Short problem ▸ Everything in the listing except the pictures should be written out exactly.
>>>>
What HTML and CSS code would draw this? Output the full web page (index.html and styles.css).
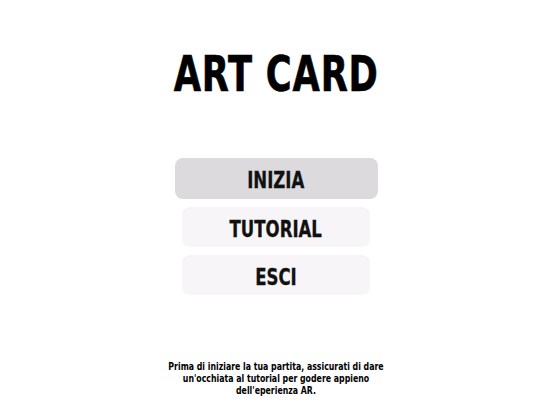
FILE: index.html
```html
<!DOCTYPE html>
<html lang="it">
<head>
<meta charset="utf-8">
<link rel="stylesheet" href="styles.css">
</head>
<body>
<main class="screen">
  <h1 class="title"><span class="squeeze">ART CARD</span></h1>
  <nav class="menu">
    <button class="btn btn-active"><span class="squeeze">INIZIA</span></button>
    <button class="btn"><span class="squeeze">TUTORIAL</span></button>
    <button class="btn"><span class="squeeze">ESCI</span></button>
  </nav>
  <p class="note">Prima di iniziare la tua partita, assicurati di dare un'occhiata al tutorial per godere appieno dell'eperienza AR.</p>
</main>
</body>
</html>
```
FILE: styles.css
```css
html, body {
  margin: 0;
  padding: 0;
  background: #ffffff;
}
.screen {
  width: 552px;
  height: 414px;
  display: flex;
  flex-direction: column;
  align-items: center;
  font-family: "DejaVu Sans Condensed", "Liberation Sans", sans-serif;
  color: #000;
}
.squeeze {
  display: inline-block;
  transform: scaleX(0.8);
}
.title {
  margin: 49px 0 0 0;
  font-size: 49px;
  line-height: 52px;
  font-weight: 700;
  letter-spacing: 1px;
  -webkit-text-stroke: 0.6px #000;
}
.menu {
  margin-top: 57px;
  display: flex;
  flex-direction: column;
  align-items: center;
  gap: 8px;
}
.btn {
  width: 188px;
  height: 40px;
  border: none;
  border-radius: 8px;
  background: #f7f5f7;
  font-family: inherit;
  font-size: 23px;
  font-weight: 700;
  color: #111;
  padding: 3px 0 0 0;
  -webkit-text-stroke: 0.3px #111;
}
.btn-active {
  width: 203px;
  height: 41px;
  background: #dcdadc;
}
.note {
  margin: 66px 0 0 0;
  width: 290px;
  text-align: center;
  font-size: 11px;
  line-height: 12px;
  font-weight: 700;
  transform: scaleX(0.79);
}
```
<<<<
Solution for this task ▸
What HTML and CSS code would draw this? Output the full web page (index.html and styles.css).
FILE: index.html
```html
<!DOCTYPE html>
<html lang="it">
<head>
<meta charset="utf-8">
<link rel="stylesheet" href="styles.css">
</head>
<body>
<main class="screen">
  <h1 class="title"><span class="squeeze">ART CARD</span></h1>
  <nav class="menu">
    <button class="btn btn-active"><span class="squeeze">INIZIA</span></button>
    <button class="btn"><span class="squeeze">TUTORIAL</span></button>
    <button class="btn"><span class="squeeze">ESCI</span></button>
  </nav>
  <p class="note">Prima di iniziare la tua partita, assicurati di dare un'occhiata al tutorial per godere appieno dell'eperienza AR.</p>
</main>
</body>
</html>
```
FILE: styles.css
```css
html, body {
  margin: 0;
  padding: 0;
  background: #ffffff;
}
.screen {
  width: 552px;
  height: 414px;
  display: flex;
  flex-direction: column;
  align-items: center;
  font-family: "DejaVu Sans Condensed", "Liberation Sans", sans-serif;
  color: #000;
}
.squeeze {
  display: inline-block;
  transform: scaleX(0.8);
}
.title {
  margin: 49px 0 0 0;
  font-size: 49px;
  line-height: 52px;
  font-weight: 700;
  letter-spacing: 1px;
  -webkit-text-stroke: 0.6px #000;
}
.menu {
  margin-top: 57px;
  display: flex;
  flex-direction: column;
  align-items: center;
  gap: 8px;
}
.btn {
  width: 188px;
  height: 40px;
  border: none;
  border-radius: 8px;
  background: #f7f5f7;
  font-family: inherit;
  font-size: 23px;
  font-weight: 700;
  color: #111;
  padding: 3px 0 0 0;
  -webkit-text-stroke: 0.3px #111;
}
.btn-active {
  width: 203px;
  height: 41px;
  background: #dcdadc;
}
.note {
  margin: 66px 0 0 0;
  width: 290px;
  text-align: center;
  font-size: 11px;
  line-height: 12px;
  font-weight: 700;
  transform: scaleX(0.79);
}
```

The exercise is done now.